No buyers for new homes, plus the millions of existing homes sitting for sale on the market in foreclosure and otherwise, adds up to a bad-looking 2010, said analyst David Elstone of Equity Research Associates.

"It's pretty dismal," he said. "There's just too much existing home inventory out there."

The spiralling price of lumber means higher costs for Canadian foresters in July. A 10 per cent tax will be levied, Scotia Capital Inc. noted on Wednesday, as per the provisions of the Softwood Lumber Agreement of 2006. In June, because prices were high, the tax was at zero for the first time since the deal was put in place.

It is a double whammy: lower prices for the product and added costs.

For industry leader West Fraser Timber Co.
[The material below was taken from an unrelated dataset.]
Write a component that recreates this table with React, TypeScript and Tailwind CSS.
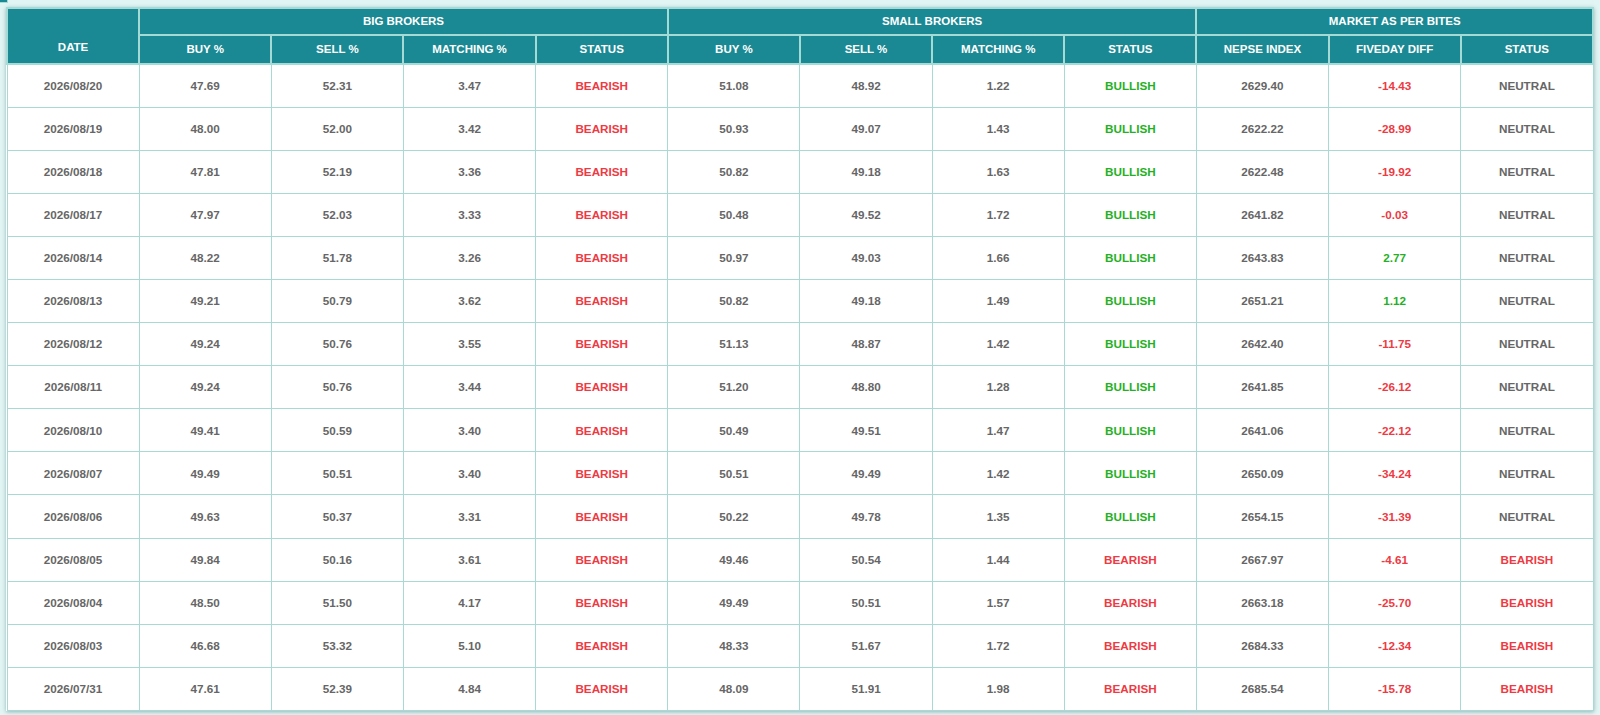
import React from "react";

type Row = {
  date: string;
  big: [string, string, string, string];
  small: [string, string, string, string];
  nepse: string;
  diff: string;
  status: string;
};

const rows: Row[] = [
  { date: "2026/08/20", big: ["47.69", "52.31", "3.47", "BEARISH"], small: ["51.08", "48.92", "1.22", "BULLISH"], nepse: "2629.40", diff: "-14.43", status: "NEUTRAL" },
  { date: "2026/08/19", big: ["48.00", "52.00", "3.42", "BEARISH"], small: ["50.93", "49.07", "1.43", "BULLISH"], nepse: "2622.22", diff: "-28.99", status: "NEUTRAL" },
  { date: "2026/08/18", big: ["47.81", "52.19", "3.36", "BEARISH"], small: ["50.82", "49.18", "1.63", "BULLISH"], nepse: "2622.48", diff: "-19.92", status: "NEUTRAL" },
  { date: "2026/08/17", big: ["47.97", "52.03", "3.33", "BEARISH"], small: ["50.48", "49.52", "1.72", "BULLISH"], nepse: "2641.82", diff: "-0.03", status: "NEUTRAL" },
  { date: "2026/08/14", big: ["48.22", "51.78", "3.26", "BEARISH"], small: ["50.97", "49.03", "1.66", "BULLISH"], nepse: "2643.83", diff: "2.77", status: "NEUTRAL" },
  { date: "2026/08/13", big: ["49.21", "50.79", "3.62", "BEARISH"], small: ["50.82", "49.18", "1.49", "BULLISH"], nepse: "2651.21", diff: "1.12", status: "NEUTRAL" },
  { date: "2026/08/12", big: ["49.24", "50.76", "3.55", "BEARISH"], small: ["51.13", "48.87", "1.42", "BULLISH"], nepse: "2642.40", diff: "-11.75", status: "NEUTRAL" },
  { date: "2026/08/11", big: ["49.24", "50.76", "3.44", "BEARISH"], small: ["51.20", "48.80", "1.28", "BULLISH"], nepse: "2641.85", diff: "-26.12", status: "NEUTRAL" },
  { date: "2026/08/10", big: ["49.41", "50.59", "3.40", "BEARISH"], small: ["50.49", "49.51", "1.47", "BULLISH"], nepse: "2641.06", diff: "-22.12", status: "NEUTRAL" },
  { date: "2026/08/07", big: ["49.49", "50.51", "3.40", "BEARISH"], small: ["50.51", "49.49", "1.42", "BULLISH"], nepse: "2650.09", diff: "-34.24", status: "NEUTRAL" },
  { date: "2026/08/06", big: ["49.63", "50.37", "3.31", "BEARISH"], small: ["50.22", "49.78", "1.35", "BULLISH"], nepse: "2654.15", diff: "-31.39", status: "NEUTRAL" },
  { date: "2026/08/05", big: ["49.84", "50.16", "3.61", "BEARISH"], small: ["49.46", "50.54", "1.44", "BEARISH"], nepse: "2667.97", diff: "-4.61", status: "BEARISH" },
  { date: "2026/08/04", big: ["48.50", "51.50", "4.17", "BEARISH"], small: ["49.49", "50.51", "1.57", "BEARISH"], nepse: "2663.18", diff: "-25.70", status: "BEARISH" },
  { date: "2026/08/03", big: ["46.68", "53.32", "5.10", "BEARISH"], small: ["48.33", "51.67", "1.72", "BEARISH"], nepse: "2684.33", diff: "-12.34", status: "BEARISH" },
  { date: "2026/07/31", big: ["47.61", "52.39", "4.84", "BEARISH"], small: ["48.09", "51.91", "1.98", "BEARISH"], nepse: "2685.54", diff: "-15.78", status: "BEARISH" },
];

const statusColor = (s: string) =>
  s === "BEARISH" ? "text-[#ee3a43]" : s === "BULLISH" ? "text-[#25b024]" : "text-[#666666]";

const diffColor = (d: string) => (d.startsWith("-") ? "text-[#ee3a43]" : "text-[#25b024]");

const Th = ({ children, colSpan, rowSpan }: { children: React.ReactNode; colSpan?: number; rowSpan?: number }) => (
  <th
    colSpan={colSpan}
    rowSpan={rowSpan}
    className={`border-2 border-[#a5dbd6] bg-[#1b8993] text-white text-[11.5px] font-bold uppercase text-center ${
      rowSpan ? "align-bottom pb-[7px]" : "align-middle"
    }`}
  >
    {children}
  </th>
);

const Td = ({ children, className = "" }: { children: React.ReactNode; className?: string }) => (
  <td className={`border border-[#a9d9d4] text-center text-[11.7px] font-bold ${className}`}>{children}</td>
);

export default function App() {
  return (
    <div className="relative min-h-screen w-full bg-[#e2f5f5] pt-[7px] pl-[6px]" style={{ fontFamily: '"Liberation Sans", Arial, sans-serif' }}>
      <div className="absolute left-0 top-0 h-[3px] w-[8px] bg-[#1b8993] border-r border-b border-[#a5dbd6]" />
      <table className="w-[1588px] table-fixed border-collapse bg-white shadow-[0_1px_4px_rgba(0,60,60,0.35)]">
        <thead>
          <tr className="h-[27px]">
            <Th rowSpan={2}>Date</Th>
            <Th colSpan={4}>Big Brokers</Th>
            <Th colSpan={4}>Small Brokers</Th>
            <Th colSpan={3}>Market as per Bites</Th>
          </tr>
          <tr className="h-[29px]">
            <Th>Buy %</Th>
            <Th>Sell %</Th>
            <Th>Matching %</Th>
            <Th>Status</Th>
            <Th>Buy %</Th>
            <Th>Sell %</Th>
            <Th>Matching %</Th>
            <Th>Status</Th>
            <Th>Nepse Index</Th>
            <Th>Fiveday Diff</Th>
            <Th>Status</Th>
          </tr>
        </thead>
        <tbody>
          {rows.map((r) => (
            <tr key={r.date} className="h-[43.1px]">
              <Td className="text-[#666666]">{r.date}</Td>
              <Td className="text-[#666666]">{r.big[0]}</Td>
              <Td className="text-[#666666]">{r.big[1]}</Td>
              <Td className="text-[#666666]">{r.big[2]}</Td>
              <Td className={statusColor(r.big[3])}>{r.big[3]}</Td>
              <Td className="text-[#666666]">{r.small[0]}</Td>
              <Td className="text-[#666666]">{r.small[1]}</Td>
              <Td className="text-[#666666]">{r.small[2]}</Td>
              <Td className={statusColor(r.small[3])}>{r.small[3]}</Td>
              <Td className="text-[#666666]">{r.nepse}</Td>
              <Td className={diffColor(r.diff)}>{r.diff}</Td>
              <Td className={statusColor(r.status)}>{r.status}</Td>
            </tr>
          ))}
        </tbody>
      </table>
    </div>
  );
}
Ltd. , the tax amounted to $19.2-million in the first three months of 2010, 3 per cent of total sales of $688-million.

Random-length lumber futures contracts - the kind of wood used to build new homes - last September and October traded around $220 (U.S.) on the Chicago Mercantile Exchange. As supplies tightened - Canadian foresters cut down fewer trees through the winter because of weak demand for the product - prices rose and eventually spiked to $330 in late April, the highest in three years.

The price quickly reversed but even in late May, when it was around $240, company stocks held strong on the prevailing notion the price had hit bottom. Stock of West Fraser was still up more than 20 per cent for the year, the 11th-best performance among the S&P/TSX composite index's 222 members.

Lumber on Wednesday fell 5 per cent to $178.40. West Fraser, the largest lumber producer in North America, fell 2 per cent to $34.70, down 24 per cent from its peak in early May.

The stock now ranks 108th of the recently expanded 229-member index.

Even though the gain is more muted, it suggests investors still believe in the longer-term promise of Canadian forestry, which envisions a market with much tighter supply over the next half decade because of the forests killed by pine beetles in British Columbia and less acreage available for harvest in Ontario and Quebec. This, the thesis goes, could easily buoy and sustain prices when demand eventually normalizes in the United States.

"If you forgot lumber was volatile I guess the last six months is a good reminder," said analyst Chris Damas of BCMI Research.

U.S. builders have reacted to the massive amounts of available existing housing by aggressively slowing house building: The annualized rate of new homes available for sale is 213,000, according to government data, less than half the number of two years ago and the lowest since 1970.